The last method considers a three-point bending (3P-B) test stating that normal and shear stresses change from point to point in the specimen, depending on fiber orientation angle and specimen geometry. It has been studied for two loading contact conditions, depending on either lift-off between specimen and fixture supports takes place due to the bending-twisting coupling effects. Such method considers the condition of small displacements and that lift-off between the specimen and the fixture supports occurs. The most important advantages of the off-axis 3P-B method are its simplicity of flexure test configuration, its absence of end-constraint effects on the specimen, there is no need of strain gages to determine the in-plane shear modulus, it considers the deformation of the whole specimen, and the failure can be supposed to start at a precise point. Suitability of the method for carbon-fiber composites has been already done in previous works [8,9]. The aim of this work is to study its suitability for other materials, such as wood.

2 Support and loading application conditions

Due to their anisotropy, unidirectional off-axis composite laminates under flexure show bending–twisting coupling. In the case of a 3-point bending flexure test, these couplings lead to lift-off of the specimen on the fixture supports. This effect was analyzed and proposed as an experimental method in the works of Mujika et al. [6,8,9]. The 3-point bending test for a unidirectional off-axis laminate, as proposed by Mujika et al. [6,8,9], is based on the experimental displacement of the middle point. The following assumptions are made in the analysis in [6], and are thus required conditions:

• Lift-off occurs on the supports, and the contacts between the specimen and the supports are located at only two opposite points. In such case, the problem is statically determinate.

• Applied load is also supposed to be concentrated on the middle point of the specimen.

• The load nose deformation, supports deformations and the particular stress distributions in the vicinity of the load and support points are not considered.

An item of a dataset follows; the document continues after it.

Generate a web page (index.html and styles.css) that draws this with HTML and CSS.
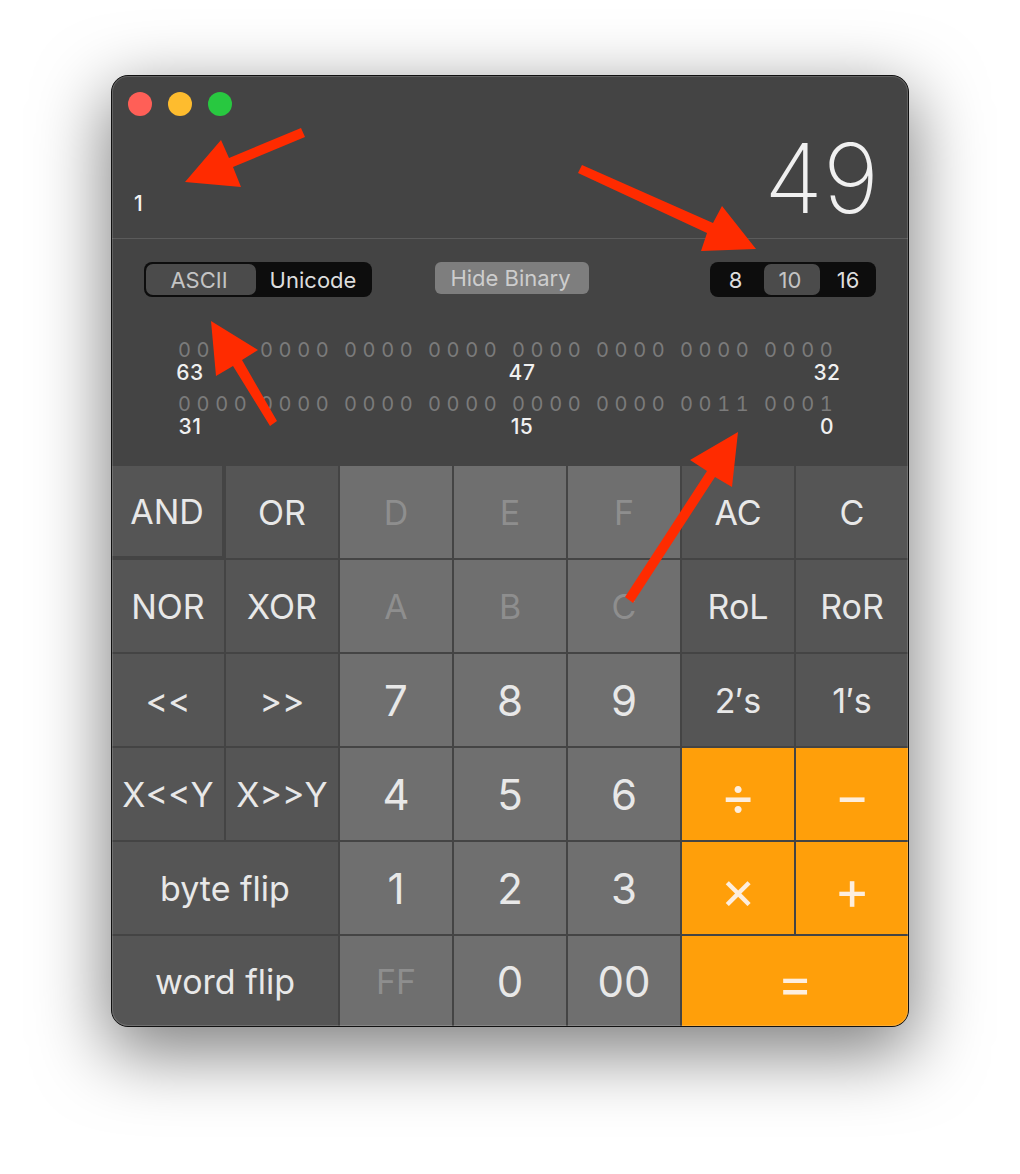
FILE: index.html
```html
<!DOCTYPE html>
<html lang="en">
<head>
<meta charset="utf-8">
<title>Calculator</title>
<link rel="stylesheet" href="styles.css">
</head>
<body>
<main class="window">
  <section class="panel">
    <header class="head">
      <div class="lights"><i class="light red"></i><i class="light amber"></i><i class="light green"></i></div>
      <div class="display"><span class="ascii">1</span><span class="value">49</span></div>
    </header>
    <div class="controls">
      <div class="seg seg-enc"><span class="opt on">ASCII</span><span class="opt">Unicode</span></div>
      <div class="hide">Hide Binary</div>
      <div class="seg seg-base"><span class="opt">8</span><span class="opt on">10</span><span class="opt">16</span></div>
    </div>
    <div class="bits">
      <div class="bitrow"><span class="group">0000</span><span class="group">0000</span><span class="group">0000</span><span class="group">0000</span><span class="group">0000</span><span class="group">0000</span><span class="group">0000</span><span class="group">0000</span></div>
      <div class="marks"><span>63</span><span>47</span><span>32</span></div>
      <div class="bitrow"><span class="group">0000</span><span class="group">0000</span><span class="group">0000</span><span class="group">0000</span><span class="group">0000</span><span class="group">0000</span><span class="group">0011</span><span class="group">0001</span></div>
      <div class="marks"><span>31</span><span>15</span><span>0</span></div>
    </div>
  </section>
  <section class="keys">
    <button class="key fn pressed">AND</button><button class="key fn">OR</button><button class="key num off">D</button><button class="key num off">E</button><button class="key num off">F</button><button class="key fn">AC</button><button class="key fn">C</button>
    <button class="key fn">NOR</button><button class="key fn">XOR</button><button class="key num off">A</button><button class="key num off">B</button><button class="key num off">C</button><button class="key fn">RoL</button><button class="key fn">RoR</button>
    <button class="key fn">&lt;&lt;</button><button class="key fn">&gt;&gt;</button><button class="key num big">7</button><button class="key num big">8</button><button class="key num big">9</button><button class="key fn">2′s</button><button class="key fn">1′s</button>
    <button class="key fn">X&lt;&lt;Y</button><button class="key fn">X&gt;&gt;Y</button><button class="key num big">4</button><button class="key num big">5</button><button class="key num big">6</button><button class="key op">÷</button><button class="key op">−</button>
    <button class="key fn wide">byte flip</button><button class="key num big">1</button><button class="key num big">2</button><button class="key num big">3</button><button class="key op">×</button><button class="key op">+</button>
    <button class="key fn wide">word flip</button><button class="key num off">FF</button><button class="key num big">0</button><button class="key num big">00</button><button class="key op wide">=</button>
  </section>
</main>
<svg class="arrows" viewBox="0 0 1020 1174" aria-hidden="true">
  <polygon points="301,128 305,137 233,167 241,187 185,182 221,140 229,158"/>
  <polygon points="582,165 578,173 707,233 701,251 756,249 722,206 713,223"/>
  <polygon points="211,321 258,350 242,360 277,421 270,426 233,366 216,376"/>
  <polygon points="738,432 690,460 707,471 625,597 633,603 715,477 732,487"/>
</svg>
</body>
</html>
```
FILE: styles.css
```css
* { box-sizing: border-box; }
html, body { margin: 0; height: 1174px; background: #fff; overflow: hidden; }
body { position: relative; padding: 75px 0 0 111px; font-family: Inter, "Liberation Sans", sans-serif; }

.window {
  position: relative;
  width: 798px;
  height: 952px;
  border: 1px solid #111;
  border-radius: 17px;
  overflow: hidden;
  background: #444;
  box-shadow: 0 22px 70px 4px rgba(0, 0, 0, .5);
}
.window::after {
  content: "";
  position: absolute;
  inset: 0;
  border-radius: 16px;
  box-shadow: inset 0 0 0 1px rgba(255, 255, 255, .16);
  pointer-events: none;
}

.panel { height: 390px; background: #444; }
.head { height: 163px; border-bottom: 1px solid #5b5b5b; }
.lights { display: flex; gap: 16px; padding: 16px 0 0 16px; }
.light { width: 24px; height: 24px; border-radius: 50%; }
.red { background: #ff5f57; }
.amber { background: #febc2e; }
.green { background: #28c840; }

.display { display: flex; justify-content: space-between; align-items: flex-end; height: 122px; padding: 0 29px 0 22px; color: #f0f0f0; }
.ascii { font-size: 21px; font-weight: 500; line-height: 24px; margin-bottom: 22px; color: #f4f4f4; }
.value { font-weight: 200; font-size: 96px; line-height: 110px; margin-bottom: 5px; }

.controls { display: flex; align-items: flex-start; margin-top: 23px; padding: 0 32px; color: #ddd; font-size: 22px; }
.seg { display: flex; height: 35px; padding: 2px; background: #0d0d0d; border-radius: 8px; }
.opt { display: flex; align-items: center; justify-content: center; border-radius: 7px; }
.opt.on { background: #4b4b4b; color: #c4c4c4; }
.seg-enc { width: 228px; }
.seg-enc .opt { width: 110px; padding-right: 4px; }
.seg-enc .opt + .opt { width: 114px; padding-right: 0; }
.hide { display: flex; align-items: center; justify-content: center; width: 154px; height: 32px; margin-left: 63px; padding-right: 3px; border-radius: 6px; background: #7e7e7e; color: #cdcdcd; }
.seg-base { width: 166px; margin-left: auto; }
.seg-base .opt { width: 52px; padding-right: 5px; }
.seg-base .opt.on { width: 56px; padding-right: 4px; }
.seg-base .opt:last-child { width: 54px; padding-right: 0; padding-left: 2px; }

.bits { margin: 41px 0 0 66px; }
.bitrow { display: flex; height: 24px; font-size: 20px; line-height: 24px; color: #7b7b7b; font-variant-numeric: tabular-nums; }
.group { width: 84px; letter-spacing: 5.6px; }
.group:first-child { width: 82px; }
.marks { display: grid; grid-template-columns: 332px 305px 28px; height: 22px; margin: 0 0 8px -2px; font-size: 21px; font-weight: 500; line-height: 22px; letter-spacing: .5px; color: #f0f0f0; }
.marks span { width: 28px; text-align: center; white-space: nowrap; }

.keys {
  display: grid;
  grid-template-columns: repeat(7, 112px);
  grid-template-rows: repeat(5, 92px) 90px;
  gap: 2px;
  background: #444;
}
.key { display: flex; align-items: center; justify-content: center; margin: 0; padding: 0; border: 0; border-radius: 0; font-family: inherit; font-size: 34px; color: #e8e8e8; }
.fn { background: #555; }
.num { background: #6f6f6f; }
.op { padding-top: 2px; background: #ff9f0a; color: #fdeede; font-size: 54px; }
.off { color: #8e8e8e; }
.big { font-size: 42px; }
.wide { grid-column: span 2; }
.pressed { margin: 0 0 2px 0; width: 110px; height: 90px; }

.arrows { position: absolute; inset: 0; width: 1020px; height: 1174px; fill: #ff2b00; pointer-events: none; }
```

Under these assumptions, uniform distributions of moments and shear forces per unit length along cross sections satisfy equilibrium conditions, except in the vicinity of reactions and load application zones. A typical off-axis bending test, where lift-off is observed, as well as the assumed load configuration and reactions are shown in Figure 1 [1].

2.1 Lift-off on supports

Lift-off on the supports has been considered critical for the validity of the three point off-axis bending test. If lift-off in the support does not occur, the case is statically indeterminate, while if lift-off occurs the problem is statically determinate. All the existing analytical formulation has assumed lift-off on the supports. The frontier between both cases has been established by determining the critical value of the span-to-width ratio, c, for the lift off to occur [8]. Lift-off occurs for c values larger than the critical one, so it is indeed a geometrical condition which could theoretically be accomplished for any material.

The value of the critical span-to-width ratio for lift-off, c_LO, is:

(1)

where S_ij with i, j = x, y, s are the in-plane compliance coefficients related to bending–twisting effects; L’ is the length of the specimen; and b is the width of the specimen (Figure 1).

2.2 Point contact in load application line

The assumed load application condition has not been verified in previous works dealing with the 3-point off-axis bending test [6,8,9]. However, and as previously explained, the existing analytical formulations are based on the hypothesis of an applied point load in the centre of the specimen. In order to satisfy the condition of a point load in the middle load line, the specimen has to separate from the load application fixture. A downwards lift-off, similar to that in the support lines, is thus required. In this case, due to symmetry in the middle line of the specimen, it is a symmetrical deformation: both extreme zones separate from the load application fixture, and only the central zone remains in contact. In this way, the assumed point load hypothesis is valid.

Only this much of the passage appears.